15 November 2011

Nigeria: TUC Charges FG to Tackle Corruption in Downstream Sector

As controversy continues to trail the Federal Government planned removal of fuel subsidy, Trade Union Congress of Nigeria (TUC) has challenged government to concentrate more efforts in fighting corruption and inefficiency in the downstream sector of the oil industry rather than remove subsidy on fuel.

The Congress argued that virtually all countries of the world operate one form of subsidy or the other for the benefits of her citizens.

It also urged government to come out with a blueprint on how the proposed policy would translate into reduction of poverty and unemployment in the country.

Chairman of Rivers State Council of TUC, Mr. Chika Onuegbu, who made this position in a paper titled 'Issues with Oil Subsidy in Nigeria', reiterated that labour was not averse to deregulation of oil sector, but pointed out that it was only opposed to import driven deregulation.

This, he stated, was because an import driven deregulation would only worsen the poverty and unemployment situation in the country.

Onuegbu insisted that "what is required is the removal of corruption and inefficiency in the subsidy and downstream sector management, rather than the removal of the oil subsidy, as virtually all countries of the world operate one form of subsidy or the other for her citizens".

According to him, TUC's main concern with the government model or proposal was that much of the funds that would be freed from the removal of fuel subsidy would disappear through corruption and inefficiency.

"The fact remains that corruption in Nigeria is a very huge industry and has crowded out investments in the real sector. Our manufacturing industry is comatose due to corruption and the inability of the government to fix the power sector problems.

"The next concern that we have is that the government seems to be only interested in the removal of oil subsidy and not the total transformation of the downstream sector for the economic development of Nigeria.
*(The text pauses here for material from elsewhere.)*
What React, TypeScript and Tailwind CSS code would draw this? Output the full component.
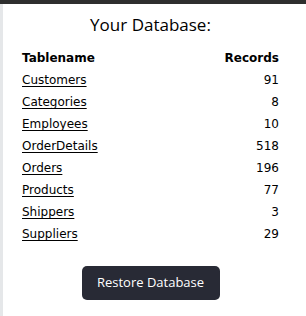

"This if allowed to happen will be catastrophic. We expect the government to carry out a sincere, detailed and comprehensive review of the downstream sector with a view to finding and implementing lasting solutions to the industry's problems," he explained.

Speaking further, Onuegbu urged government to fix the existing refineries in order to increase the local refining capacity, which, he said, had been undermined by the government in recent years.

He traced the history of fuel refining in the country in 1965 with a refining capacity of 38,000 barrels per day at Alesa-Eleme, near Port Harcourt, but expressed regret that government began undermining local refining capacity from late 1980s.

He urged the government to "consider the concerns of the various stakeholders as well as come up with how to grow the local refining capacity such that within the next 5 years we would meet locally all our domestic demand for refined petroleum products in Nigeria, and such that within the next seven years we will be exporting refined petroleum products to neighbouring African countries.

"We also would like the government to demonstrate very clearly how the proposed policy of fuel subsidy removal will reduce poverty and unemployment in Nigeria before we can begin to consider whether or not to support it.

"As for the much talked about cabal in the oil industry, we think they are not bigger than the government and the country. If the government is determined, they can be brought to book and their activities adequately checked.

"We are also hopeful that the Senator Magnus Abe Joint Committee on Fuel subsidy investigation in the operation and management of the oil subsidy in Nigeria will expose the huge corruption and inefficiency that exist in the management of the oil subsidy in Nigeria," he said.

He further urged government to address the power sector problems before coming with the proposal for the removal of fuel subsidy noting that this would boost the confidence of Nigerians.

"Another concern we have is that the government despite her huge investments in the power sector have not been able to make any appreciable progress. Even the constitutional hindrances to the growth of the power sector are not among the constitutional changes being proposed by the federal government.

"We expect the government to first address the power sector problems before coming with the proposal for the removal of fuel subsidy. Our reason is that it will assure us that government can be trusted and that they are serious about the welfare of the ordinary Nigerians.

"As we speak, in the absence of 24 hours power supply, a huge quantity of demand for refined petroleum products is for power. If we have 24 hour power supply, our demand for petroleum products will reduce and there will be marked improvement in the manufacturing and small scale businesses in Nigeria," he added.